2. The vinegar is a must. It will prevent the egg from break up into those ghostly strands. There should be enough vinegar that you can smell it from the water. A perfect poached egg will wrap around itself and look like a chocolate kiss or dimsum dumpling all from the vinegar and swirling water. If you use a neutral vinegar, you will not taste it on the final egg. But keep them warm in some water and this will help in washing some of the vinegar away.

3. Do not salt the water. I find it more difficult to control the water when it is salted. The salt will raise the temperature at which the water will boil so I find it more difficult to tell when I should pull the egg to prevent a hardboiled yolk. See I do not add salt to a boiled egg so I know that when I am boiling a medium egg, I cook it for 4 minutes. If I salt the poaching liquid, then the temperature will over cook the yolk, blech.

4. Bring the eggs to room temperature. A cold egg will bring the temperature of the water down and throw off the cooking time. As well, I find when you do this, that the white will remain slimey longer and I try to firm it up and over do the yolk. I put some warm water in a bowl and sit the eggs in it while I bring the water to a simmer.

5. Do not let the water boil. Play with the heat of the stove to keep the water at a gentle to moderate simmer. Julia Child used to call the gentle simmer the point the water begins 'to Smile'. The small bubbles at the bottom of the pan are numerous and they are starting to break quickly. Big bubbles are bad. It means the water is on the verge of boiling which also means, the water may be too hot and the bubbles will shake the egg about too much and ruin its shape.

6. *Whisk the Water Counter Clockwise*. Actually, you could probably decide to ignore all my tips thinking you already know how to poach and egg, but do this one. I have tried this in a single batch of half a dozen eggs. The counter clockwise eggs had that great 'Hershey's Kiss' finish on the white. That is the alot to do with the vinegar but even then, the clockwise eggs did not hold the shape as well.

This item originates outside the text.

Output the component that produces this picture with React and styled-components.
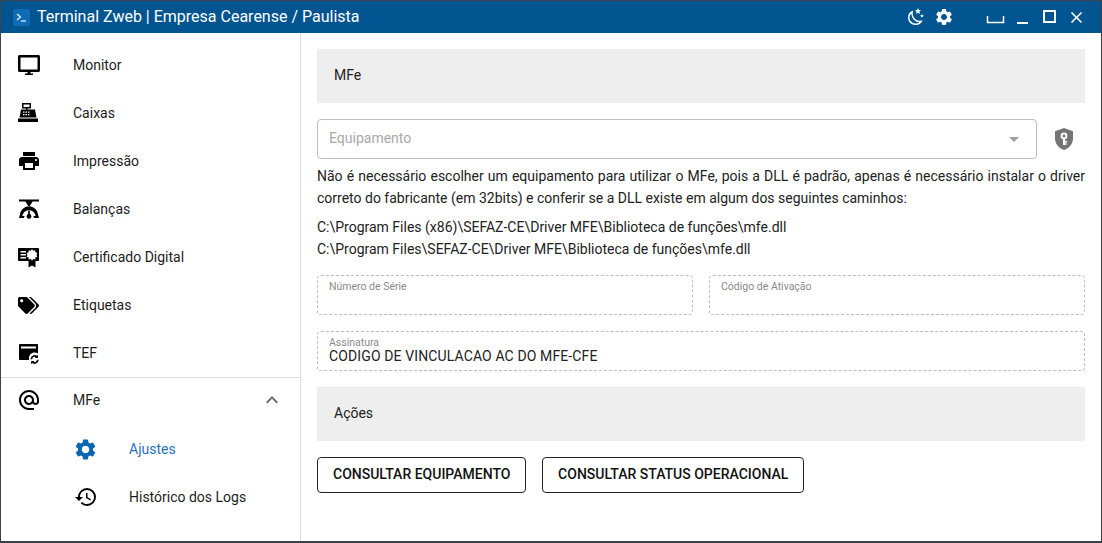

7. Obviously, ONE egg at a time. Really this is no big deal. Why? while trying to manage the shape of several eggs at once while trying to control the heat of the water which is dramatically changed when you add several eggs, is just as much if not more effort. I can never keep track which I added when. You cannot use the swirl method with more than 1 egg.

The Perfect Poached Egg

1 LARGE sauce pan filled with water where a sumberged egg has an inch of water above it
2 T white vinegar (or rice wine, something without too much flavour)
1 whisk
1 slotted spoon
1 small prep bowl
1 small pan on lowest lowest setting with an inch of water, to the side.

Heat the water on high with the vinegar. Warm the eggs in a bowl with warm water.

In a small prep bowl, crack an egg and do not break the yolk. If you break the yolk, use the egg for something else.

Whisk the water by running the whisk along the side of the pot clockwise until the water stops fighting you. You will know. A small hurricane will form in the middle. Lift out the whisk and count to 3 and carefully drop the egg in the middle. Now because of the whisking and the vinegar, you do not have to fuss with using a spoon to keep the egg together. You will just make it worse if you do.

Start the timer. 4 minutes no more no less.

Lift out the egg and place in the warm pan.... bare bare heat on that keep warm pan. If you cannot control that 'melt' level, don't put on heat at all. That's okay. You can dunk your eggs back in the poaching water just before serving.

Repeat. Drain as much water off as you can. You can hold a stale bit of bread or papertowel under the slotted spoon to absorb more water faster.

Serve on toast or with your eggs benedict OR as I did, on top of your grits. MMMMM when the medium yolk breaks into the velvety grits, the combination is decadent.

Jalapeno Grits (Polenta)

1 1/2 c milk
1 T butter
1/2 t natural low sodium vegetable stock
1 jalapeno minced
1/4 c yellow cornmeal, fine
salt and pepper to taste

I like to do this in a non stick small sauce pan to avoid distracted mistakes.

Bring the milk, butter, stock powder to a boil. Turn down immediately. If you have a halogen oven that stays hot for a long time, turn it off completely. You do not want to scald the milk. Whisk in the cornmeal by sprinkling in while stirring constantly. Add the minced jalapeno. Add more milk or water if it gets too think. Season to taste. Cover and set a side for 5-10 minutes.

Garnish of spring onion optional but nice.